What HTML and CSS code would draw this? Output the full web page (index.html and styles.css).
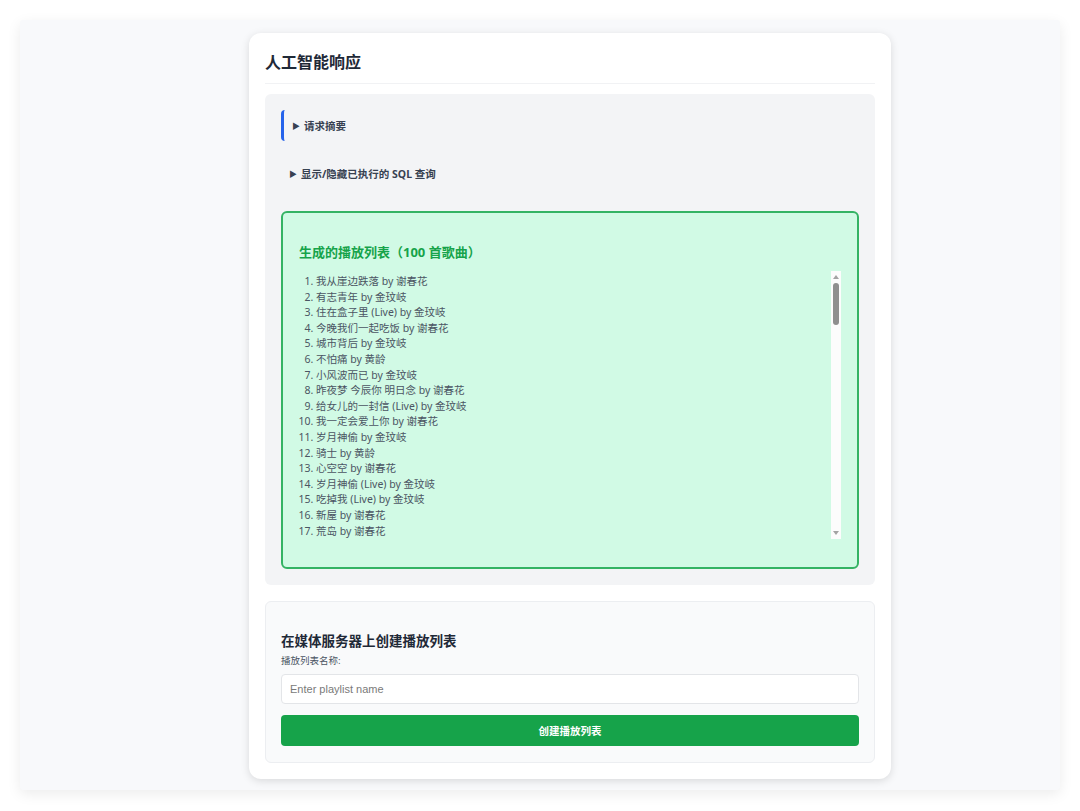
FILE: index.html
```html
<!DOCTYPE html>
<html lang="zh">
<head>
<meta charset="utf-8">
<title>人工智能响应</title>
<link rel="stylesheet" href="styles.css">
</head>
<body>
<div class="frame">
  <div class="card">
    <h2 class="card-title">人工智能响应</h2>
    <div class="response">
      <div class="detail detail-active"><span class="tri">▶</span>请求摘要</div>
      <div class="detail"><span class="tri">▶</span>显示/隐藏已执行的 SQL 查询</div>
      <div class="playlist">
        <h3 class="playlist-title">生成的播放列表（100 首歌曲）</h3>
        <div class="scroll-wrap">
          <div class="scroll">
            <ol class="songs">
              <li>我从崖边跌落 by 谢春花</li>
              <li>有志青年 by 金玟岐</li>
              <li>住在盒子里 (Live) by 金玟岐</li>
              <li>今晚我们一起吃饭 by 谢春花</li>
              <li>城市背后 by 金玟岐</li>
              <li>不怕痛 by 黄龄</li>
              <li>小风波而已 by 金玟岐</li>
              <li>昨夜梦 今辰你 明日念 by 谢春花</li>
              <li>给女儿的一封信 (Live) by 金玟岐</li>
              <li>我一定会爱上你 by 谢春花</li>
              <li>岁月神偷 by 金玟岐</li>
              <li>骑士 by 黄龄</li>
              <li>心空空 by 谢春花</li>
              <li>岁月神偷 (Live) by 金玟岐</li>
              <li>吃掉我 (Live) by 金玟岐</li>
              <li>新屋 by 谢春花</li>
              <li>荒岛 by 谢春花</li>
              <li>借我 by 谢春花</li>
              <li>炼爱 by 金玟岐</li>
              <li>痒 by 黄龄</li>
              <li>一棵会开花的树 by 谢春花</li>
              <li>腻味 by 金玟岐</li>
              <li>特别的人 by 黄龄</li>
              <li>知我 by 谢春花</li>
              <li>送你 by 金玟岐</li>
              <li>风吹半夏 by 黄龄</li>
              <li>晚风 by 谢春花</li>
              <li>独角戏 by 金玟岐</li>
              <li>无双 by 黄龄</li>
              <li>鲸落 by 谢春花</li>
              <li>秋天的信 by 金玟岐</li>
              <li>HIGH歌 by 黄龄</li>
              <li>失物招领 by 谢春花</li>
              <li>爱的期限 by 金玟岐</li>
              <li>静夜思 by 黄龄</li>
              <li>还要多远才能进入你的心 by 谢春花</li>
              <li>我的世界 by 金玟岐</li>
              <li>人间 by 黄龄</li>
              <li>不问 by 谢春花</li>
              <li>回到未来 by 金玟岐</li>
              <li>念念不忘 by 黄龄</li>
              <li>月亮 by 谢春花</li>
              <li>在我心里 by 金玟岐</li>
              <li>如梦 by 黄龄</li>
              <li>空心 by 谢春花</li>
              <li>小幸运 (Live) by 金玟岐</li>
              <li>春风十里 by 黄龄</li>
              <li>旧梦 by 谢春花</li>
              <li>勇气 by 金玟岐</li>
              <li>桃花诺 by 黄龄</li>
              <li>遇见你 by 谢春花</li>
              <li>慢慢 by 金玟岐</li>
              <li>梦里 by 黄龄</li>
              <li>初雪 by 谢春花</li>
              <li>星星 by 金玟岐</li>
              <li>花开 by 黄龄</li>
              <li>远方 by 谢春花</li>
              <li>夏天 by 金玟岐</li>
              <li>烟火 by 黄龄</li>
              <li>南风 by 谢春花</li>
              <li>拥抱 by 金玟岐</li>
              <li>流年 by 黄龄</li>
              <li>雨季 by 谢春花</li>
              <li>归途 by 金玟岐</li>
              <li>星河 by 黄龄</li>
              <li>故乡 by 谢春花</li>
              <li>时光 by 金玟岐</li>
              <li>云端 by 黄龄</li>
              <li>清晨 by 谢春花</li>
              <li>晚安 by 金玟岐</li>
              <li>长夜 by 黄龄</li>
              <li>白日梦 by 谢春花</li>
              <li>小城 by 金玟岐</li>
              <li>天涯 by 黄龄</li>
              <li>窗外 by 谢春花</li>
              <li>信 by 金玟岐</li>
              <li>海 by 黄龄</li>
              <li>树 by 谢春花</li>
              <li>风 by 金玟岐</li>
              <li>光 by 黄龄</li>
              <li>山 by 谢春花</li>
              <li>路 by 金玟岐</li>
              <li>雪 by 黄龄</li>
              <li>灯 by 谢春花</li>
              <li>桥 by 金玟岐</li>
              <li>影 by 黄龄</li>
              <li>秋 by 谢春花</li>
              <li>冬 by 金玟岐</li>
              <li>夏 by 黄龄</li>
              <li>春 by 谢春花</li>
              <li>梦 by 金玟岐</li>
              <li>歌 by 黄龄</li>
              <li>家 by 谢春花</li>
              <li>心 by 金玟岐</li>
              <li>爱 by 黄龄</li>
              <li>念 by 谢春花</li>
              <li>思 by 金玟岐</li>
              <li>情 by 黄龄</li>
              <li>愿 by 谢春花</li>
              <li>安 by 金玟岐</li>
            </ol>
          </div>
          <div class="scrollbar" aria-hidden="true">
            <span class="sb-arrow sb-up"></span>
            <span class="sb-thumb"></span>
            <span class="sb-arrow sb-down"></span>
          </div>
        </div>
      </div>
    </div>
    <div class="create">
      <h3 class="create-title">在媒体服务器上创建播放列表</h3>
      <label class="create-label" for="pl-name">播放列表名称:</label>
      <input class="create-input" id="pl-name" type="text" placeholder="Enter playlist name">
      <button class="create-btn" type="button">创建播放列表</button>
    </div>
  </div>
</div>
</body>
</html>
```

FILE: styles.css
```css
html, body {
  margin: 0;
  padding: 0;
  background: #ffffff;
}
body {
  padding: 20px;
  font-family: "Noto Sans", "Noto Sans CJK SC", sans-serif;
  color: #1f2937;
}
.frame {
  height: 770px;
  box-sizing: border-box;
  background: #f8f9fb;
  border-radius: 3px;
  box-shadow: 0 4px 14px rgba(0, 0, 0, 0.08);
  display: flex;
  justify-content: center;
  padding: 13px 0 0 60px;
}
.card {
  width: 642px;
  height: 746px;
  box-sizing: border-box;
  background: #ffffff;
  border-radius: 12px;
  box-shadow: 0 2px 8px rgba(0, 0, 0, 0.13);
  padding: 16px;
}
.card-title {
  margin: 0;
  font-size: 16px;
  line-height: 26px;
  font-weight: 700;
  color: #1f2937;
  padding-bottom: 8px;
  border-bottom: 1px solid #f1f2f4;
  margin-bottom: 10px;
}
.response {
  background: #f3f4f6;
  border-radius: 6px;
  padding: 16px;
  display: flex;
  flex-direction: column;
}
.detail {
  height: 31px;
  display: flex;
  align-items: center;
  padding-left: 8px;
  font-size: 10.5px;
  font-weight: 700;
  color: #374151;
  margin-bottom: 17px;
}
.detail-active {
  border-left: 3px solid #2563eb;
  border-radius: 4px 0 0 4px;
}
.tri {
  font-size: 8px;
  margin-right: 4px;
  color: #374151;
}
.playlist {
  margin-top: 5px;
  background: #d1fae5;
  border: 2px solid #34b364;
  border-radius: 6px;
  padding: 30px 16px 28px 16px;
}
.playlist-title {
  margin: 0 0 10px 0;
  font-size: 13px;
  line-height: 18px;
  font-weight: 700;
  color: #16a34a;
}
.scroll-wrap {
  position: relative;
  height: 268px;
}
.scroll {
  height: 268px;
  overflow: hidden;
  padding: 3px 10px 0 0;
  box-sizing: border-box;
}
.scrollbar {
  position: absolute;
  top: 0;
  right: 0;
  width: 10px;
  height: 268px;
  background: #fcfcfc;
}
.sb-arrow {
  position: absolute;
  left: 2px;
  width: 0;
  height: 0;
  border-left: 3px solid transparent;
  border-right: 3px solid transparent;
}
.sb-up {
  top: 4px;
  border-bottom: 4px solid #a3a3a3;
}
.sb-down {
  bottom: 4px;
  border-top: 4px solid #a3a3a3;
}
.sb-thumb {
  position: absolute;
  top: 12px;
  left: 2px;
  width: 6px;
  height: 42px;
  border-radius: 3px;
  background: #8f8f8f;
}
.songs {
  margin: 0;
  padding: 0 0 0 17px;
  font-size: 10.5px;
  line-height: 15.6px;
  color: #4b5563;
}
.create {
  margin-top: 16px;
  background: #f9fafb;
  border: 1px solid #eceef1;
  border-radius: 6px;
  padding: 29px 15px 16px 15px;
  display: flex;
  flex-direction: column;
}
.create-title {
  margin: 0 0 3px 0;
  font-size: 13.5px;
  line-height: 20px;
  font-weight: 700;
  color: #1f2937;
}
.create-label {
  font-size: 9.5px;
  line-height: 14px;
  color: #4b5563;
  margin-bottom: 6px;
}
.create-input {
  height: 30px;
  box-sizing: border-box;
  border: 1px solid #e3e5e8;
  border-radius: 4px;
  background: #ffffff;
  padding: 0 8px;
  font-family: "Liberation Sans", Arial, sans-serif;
  font-size: 11px;
  color: #1f2937;
  margin: 0 0 11px 0;
  outline: none;
}
.create-input::placeholder {
  color: #7a7a7a;
}
.create-btn {
  height: 31px;
  border: none;
  border-radius: 4px;
  background: #16a34a;
  color: #ffffff;
  font-family: "Noto Sans", "Noto Sans CJK SC", sans-serif;
  font-size: 10.5px;
  font-weight: 700;
  cursor: pointer;
}
```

• **Given instruction**: Only the number is wanted: how many lines in the data include the string "index"?

• **Exercise answer**: 2